Roberto Burgos nació en Cartagena de Indias hace 59 años y podría decirse que estaba bajo la sombra de La ceiba de la memoria desde la infancia, si se tiene en cuenta que para sacarse de encima a los amigos que le preguntaban el porqué de tanta lectura sobre Cartagena y sobre Pedro Claver, les respondía que los cartageneros tienen como parte de la realización vital escribir una novela histórica, dado que han nacido en un medio donde se niegan la realidad y el presente. Aún hoy, con los cordones de miseria y las invasiones, esa realidad es terrible. “Con un enorme pasado hecho de leyendas, de iglesias y de callejuelas en deterioro, la novela histórica para los cartageneros es, o el exorcismo o la broma rancia de los guías turísticos, quienes van soltando una historia en parte con elementos de verdad y en parte con elementos de imaginación verbal y de broma”.

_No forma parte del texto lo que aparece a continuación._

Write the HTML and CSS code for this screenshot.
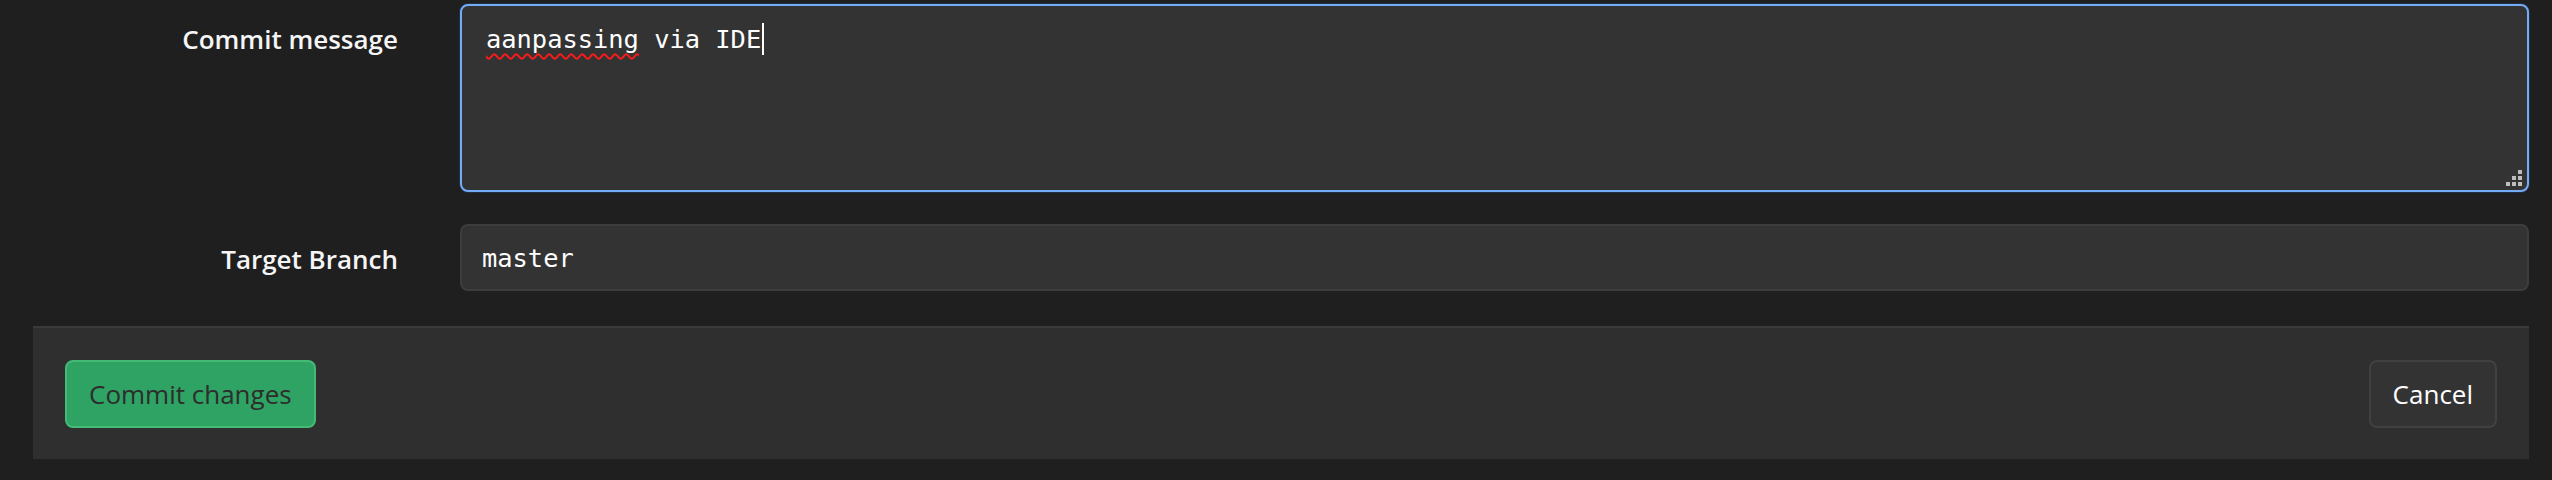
FILE: index.html
```html
<!DOCTYPE html>
<html lang="en">
<head>
<meta charset="utf-8">
<title>Commit</title>
<link rel="stylesheet" href="styles.css">
</head>
<body>
<main class="page">
  <form class="form">
    <div class="field field-message">
      <label class="label">Commit message</label>
      <div class="textarea">
        <span class="line"><span class="misspelled">aanpassing</span> via IDE<span class="caret"></span></span>
        <span class="grip">
          <i class="d d1"></i><i class="d d2"></i><i class="d d3"></i>
          <i class="d d4"></i><i class="d d5"></i><i class="d d6"></i>
        </span>
      </div>
    </div>
    <div class="field field-branch">
      <label class="label">Target Branch</label>
      <div class="input">master</div>
    </div>
    <div class="footer">
      <button type="button" class="btn btn-commit">Commit changes</button>
      <button type="button" class="btn btn-cancel">Cancel</button>
    </div>
  </form>
</main>
</body>
</html>
```
FILE: styles.css
```css
html, body {
  margin: 0;
  padding: 0;
  background: #1f1f1f;
  height: 100%;
}
body {
  font-family: "Open Sans", "Noto Sans", sans-serif;
  color: #f2f2f2;
}
.page {
  padding: 4px 23px 0 33px;
}
.form {
  display: flex;
  flex-direction: column;
}
.field {
  display: grid;
  grid-template-columns: 365px 1fr;
  column-gap: 62px;
}
.field-branch {
  margin-top: 32px;
}
.label {
  text-align: right;
  font-weight: 600;
  font-size: 26px;
  line-height: 39px;
  padding-top: 16px;
  color: #f5f5f5;
}
.textarea {
  position: relative;
  box-sizing: border-box;
  height: 188px;
  background: #333333;
  border: 2px solid #74abf5;
  border-radius: 8px;
  box-shadow: 0 0 0 1px rgba(40, 80, 140, 0.35);
  padding: 14px 24px;
  font-family: "DejaVu Sans Mono", "Liberation Mono", monospace;
  font-size: 25.4px;
  line-height: 38px;
  color: #ffffff;
}
.line {
  display: inline-flex;
  align-items: center;
  white-space: pre;
}
.misspelled {
  text-decoration: underline wavy #ff1a1a;
  text-decoration-thickness: 2px;
  text-underline-offset: 5px;
  text-decoration-skip-ink: none;
}
.caret {
  display: inline-block;
  width: 1.5px;
  height: 32px;
  background: #ffffff;
  margin-left: 1px;
}
.grip {
  position: absolute;
  right: 5px;
  bottom: 4px;
  width: 16px;
  height: 16px;
}
.d {
  position: absolute;
  width: 4px;
  height: 4px;
  background: #bdbdbd;
}
.d1 { right: 0; top: 0; }
.d2 { right: 0; top: 6px; }
.d3 { right: 6px; top: 6px; }
.d4 { right: 0; top: 12px; }
.d5 { right: 6px; top: 12px; }
.d6 { right: 12px; top: 12px; }
.input {
  box-sizing: border-box;
  height: 67px;
  display: flex;
  align-items: center;
  background: #333333;
  border: 2px solid #3d3d3d;
  border-radius: 8px;
  padding: 0 20px;
  font-family: "DejaVu Sans Mono", "Liberation Mono", monospace;
  font-size: 25.4px;
  line-height: 38px;
  color: #ffffff;
}
.footer {
  margin-top: 35px;
  box-sizing: border-box;
  height: 133px;
  background: #2f2f2f;
  border-top: 2px solid #3a3a3a;
  padding: 32px 32px 31px;
  display: flex;
  justify-content: space-between;
  align-items: center;
}
.btn {
  box-sizing: border-box;
  height: 68px;
  padding: 0 22px;
  border-radius: 8px;
  font-family: "Open Sans", "Noto Sans", sans-serif;
  font-size: 26px;
  line-height: 39px;
  cursor: pointer;
}
.btn-commit {
  background: #2ea363;
  border: 2px solid #43bb77;
  color: #2d2d2d;
}
.btn-cancel {
  background: #333333;
  border: 2px solid #414141;
  color: #ffffff;
}
```
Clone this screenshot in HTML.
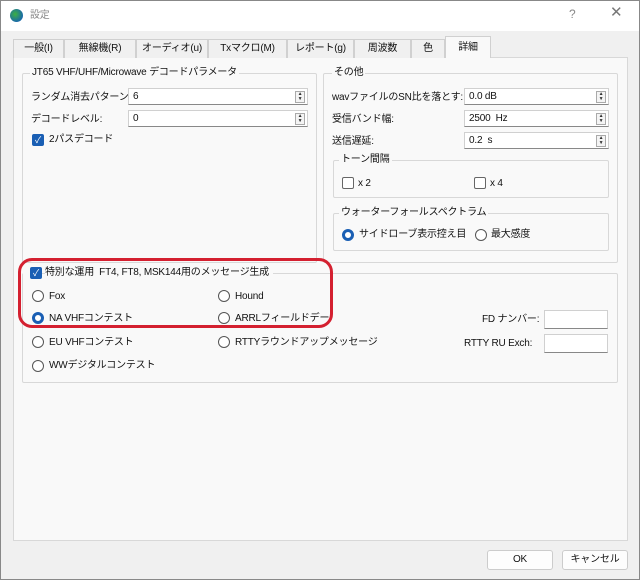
<!DOCTYPE html>
<html><head><meta charset="utf-8"><style>
*{box-sizing:border-box;margin:0;padding:0}
body{width:640px;height:580px;overflow:hidden;background:#fff;font-family:"Liberation Sans","Noto Sans CJK JP",sans-serif;font-size:10px;line-height:13px;letter-spacing:-0.2px;color:#111;position:relative}
.a{position:absolute;white-space:nowrap}
.win{position:absolute;left:0;top:0;width:640px;height:580px;background:#f0f0f0;border:1px solid #888;}
.title{position:absolute;left:0;top:0;width:638px;height:30px;background:#fff}
.pane{position:absolute;left:12px;top:56px;width:615px;height:484px;background:#f9f9f9;border:1px solid #d8d8d8}
.tab{position:absolute;top:38px;height:19px;border:1px solid #d0d0d0;border-bottom:none;background:#f0f0f0;text-align:center;line-height:18px}
.grp{position:absolute;border:1px solid #d8d8d8;border-radius:2px}
.lg{position:absolute;top:-8px;left:8px;background:#f9f9f9;padding:0 2px}
.inp{position:absolute;height:17px;background:#fff;border:1px solid #d0d0d0;border-bottom:1px solid #888;padding-left:4px;line-height:15px}
.spin{position:absolute;right:2px;top:2px;width:10px;height:12px;border:1px solid #aaa;background:#f4f4f4;font-size:5px;line-height:5px;text-align:center;color:#333}
.cb{position:absolute;width:12px;height:12px;border:1px solid #444;border-radius:2px;background:#fff}
.cbc{background:#1a5fb4;border-color:#1a5fb4;color:#fff;font-size:9px;line-height:10px;text-align:center}
.rb{position:absolute;width:12px;height:12px;border:1px solid #555;border-radius:50%;background:#fff}
.rbc{border:3.5px solid #1a5fb4}
.btn{position:absolute;top:549px;width:66px;height:20px;background:#fdfdfd;border:1px solid #ccc;border-radius:3px;text-align:center;line-height:18px}
</style></head><body>
<div class="win">
<div class="title"></div>
<div class="a" style="left:9px;top:8px;width:13px;height:13px;border-radius:50%;background:radial-gradient(circle at 40% 40%,#3cb043,#1a6aa8 70%)"></div>
<div class="a" style="left:29px;top:8px;color:#888">設定</div>
<div class="a" style="left:568px;top:7px;color:#888;font-size:12px">?</div>
<div class="a" style="left:609px;top:5px;color:#777;font-size:15px">✕</div>

<div class="pane"></div>
<div class="tab" style="left:12px;width:51px">一般(I)</div>
<div class="tab" style="left:63px;width:72px">無線機(R)</div>
<div class="tab" style="left:135px;width:72px">オーディオ(u)</div>
<div class="tab" style="left:207px;width:79px">Txマクロ(M)</div>
<div class="tab" style="left:286px;width:67px">レポート(g)</div>
<div class="tab" style="left:353px;width:57px">周波数</div>
<div class="tab" style="left:410px;width:34px">色</div>
<div class="tab" style="left:444px;width:46px;top:35px;height:22px;background:#f9f9f9;line-height:22px">詳細</div>

<div class="grp" style="left:21px;top:72px;width:295px;height:190px"><span class="lg" style="left:7px">JT65 VHF/UHF/Microwave デコードパラメータ</span></div>
<div class="a" style="left:30px;top:90px">ランダム消去パターン:</div>
<div class="inp" style="left:127px;top:87px;width:180px">6<div class="spin">▲<br>▼</div></div>
<div class="a" style="left:30px;top:112px">デコードレベル:</div>
<div class="inp" style="left:127px;top:109px;width:180px">0<div class="spin">▲<br>▼</div></div>
<div class="cb cbc" style="left:31px;top:133px">✓</div>
<div class="a" style="left:48px;top:132px">2パスデコード</div>

<div class="grp" style="left:322px;top:72px;width:295px;height:190px"><span class="lg">その他</span></div>
<div class="a" style="left:331px;top:90px">wavファイルのSN比を落とす:</div>
<div class="inp" style="left:463px;top:87px;width:145px">0.0 dB<div class="spin">▲<br>▼</div></div>
<div class="a" style="left:331px;top:112px">受信バンド幅:</div>
<div class="inp" style="left:463px;top:109px;width:145px">2500 &nbsp;Hz<div class="spin">▲<br>▼</div></div>
<div class="a" style="left:331px;top:134px">送信遅延:</div>
<div class="inp" style="left:463px;top:131px;width:145px">0.2 &nbsp;s<div class="spin">▲<br>▼</div></div>
<div class="grp" style="left:332px;top:159px;width:276px;height:38px"><span class="lg" style="left:5px">トーン間隔</span></div>
<div class="cb" style="left:341px;top:176px;border-color:#666"></div><div class="a" style="left:357px;top:176px">x 2</div>
<div class="cb" style="left:473px;top:176px;border-color:#666"></div><div class="a" style="left:489px;top:176px">x 4</div>
<div class="grp" style="left:332px;top:212px;width:276px;height:38px"><span class="lg" style="left:5px">ウォーターフォールスペクトラム</span></div>
<div class="rb rbc" style="left:341px;top:228px"></div><div class="a" style="left:358px;top:227px">サイドローブ表示控え目</div>
<div class="rb" style="left:474px;top:228px"></div><div class="a" style="left:490px;top:227px">最大感度</div>

<div class="grp" style="left:21px;top:272px;width:596px;height:110px"></div>
<div class="a" style="left:22px;top:265px;width:10px;height:12px;background:#f9f9f9"></div>
<div class="cb cbc" style="left:29px;top:266px">✓</div>
<div class="a" style="left:44px;top:265px;background:#f9f9f9;padding-right:4px">特別な運用 &nbsp;FT4, FT8, MSK144用のメッセージ生成</div>
<div class="rb" style="left:31px;top:289px"></div><div class="a" style="left:48px;top:289px">Fox</div>
<div class="rb" style="left:217px;top:289px"></div><div class="a" style="left:234px;top:289px">Hound</div>
<div class="rb rbc" style="left:31px;top:311px"></div><div class="a" style="left:48px;top:311px">NA VHFコンテスト</div>
<div class="rb" style="left:217px;top:311px"></div><div class="a" style="left:234px;top:311px">ARRLフィールドデー</div>
<div class="rb" style="left:31px;top:335px"></div><div class="a" style="left:48px;top:335px">EU VHFコンテスト</div>
<div class="rb" style="left:217px;top:335px"></div><div class="a" style="left:234px;top:335px">RTTYラウンドアップメッセージ</div>
<div class="rb" style="left:31px;top:359px"></div><div class="a" style="left:48px;top:358px">WWデジタルコンテスト</div>
<div class="a" style="left:481px;top:312px">FD ナンバー:</div>
<div class="inp" style="left:543px;top:309px;width:64px;height:19px"></div>
<div class="a" style="left:463px;top:336px">RTTY RU Exch:</div>
<div class="inp" style="left:543px;top:333px;width:64px;height:19px"></div>
<div class="a" style="left:17px;top:257px;width:315px;height:70px;border:3px solid #d42030;border-radius:14px"></div>

<div class="btn" style="left:486px">OK</div>
<div class="btn" style="left:561px">キャンセル</div>
</div>
</body></html>
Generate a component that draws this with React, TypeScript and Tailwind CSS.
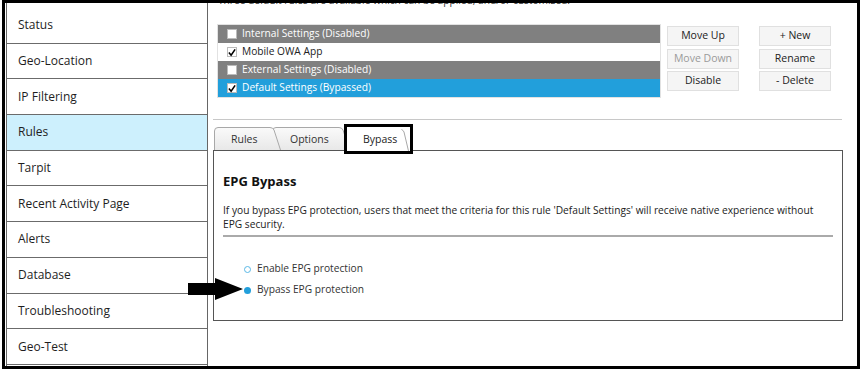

La ceiba de la memoria se ocupa del momento en que la ciudad abandona su condición de aldea, los ranchos construidos con bahareque y techos de palma y comienzan las construcciones en mampostería. Pero más allá de eso, se ocupa de la manera en que cinco personajes enfrentan esa ciudad sitiada por el comercio de esclavos, las enfermedades, el calor y sus propias excentricidades. Uno de esos personajes es Alon-
so de Sandoval, un jesuita que se ocupó de recoger información sobre los esclavos. “Es increíble que la ciudad no tuviera otro destino. En Cartagena se llegaron a hablar más de setecientas lenguas africanas. Prácticamente había una escuela de traducción a gran escala. Alonso de Sandoval fue un teórico, creo yo que el primer sociólogo de la esclavitud negra en América: dejó un volumen en el que hace un análisis de la época. Él hacía encuestas a los capitanes de los barcos, a los esclavos, sabía de dónde los traían, cómo los trataban en la embarcación, cuánto habían pagado por ellos, si eran bautizados o no, cuáles eran las formas culturales de sus tribus. Yo creo que él, con toda esa información, no concluye que la esclavitud es inadmisible por la inquisición”.
Burgos partió de una imagen casi teatral. Pedro Claver y Alonso de Sandoval enferman e ingresan al mismo tiempo al hospital, y comparten un cuarto caluroso y húmedo, lleno de moscas, al lado de la capilla. “La imagen que yo tenía era la de unos cuerpos destruyéndose en largas agonías, con enfermedades distintas. Alonso con el mal de Luanda y Claver –hoy ya lo sabemos– víctima de un parkinson”. Con esa imagen el autor cruza la otra mirada, la de los esclavos, a quienes llena de voz y expresión: Benkos Biohó en el grito y el orgullo y Analia Tu-Bari en el silencio y la negación de lo que le está sucediendo. Sobre ellos, Dominica de Orellana lo observa todo con la delicadeza de una mujer noble sensible al nuevo mundo, y como el propio Burgos, sin saber a dónde iba a parar aquello.

“Cuando me encerré con El patio de los vientos perdidos (1984), yo pensé que el hecho de estar escribiendo me hacía más humano, el tipo más encantador del mundo, pero me dicen que no, que yo era una persona neurótica. Cuando escribía La ceiba me sucedió que bajé a buscar café y estaba puteando en voz alta y diciendo ‘carajo, estos curas por qué no hacen una rebelión de negros’, cuando me caí por las escaleras de la casa. ‘Los curas me empujaron’, dije. De vaina no me fui de cabeza”.

El porte de la novela de Burgos está cifrado precisamente en que aunque estuvo a punto de perder la cabeza, se lanzó a escribirla con la única certeza de que el lenguaje debía ser un personaje más con el que Claver y los otros construyeran su propia historia, y para eso se requiere, entre otras cosas, tiempo.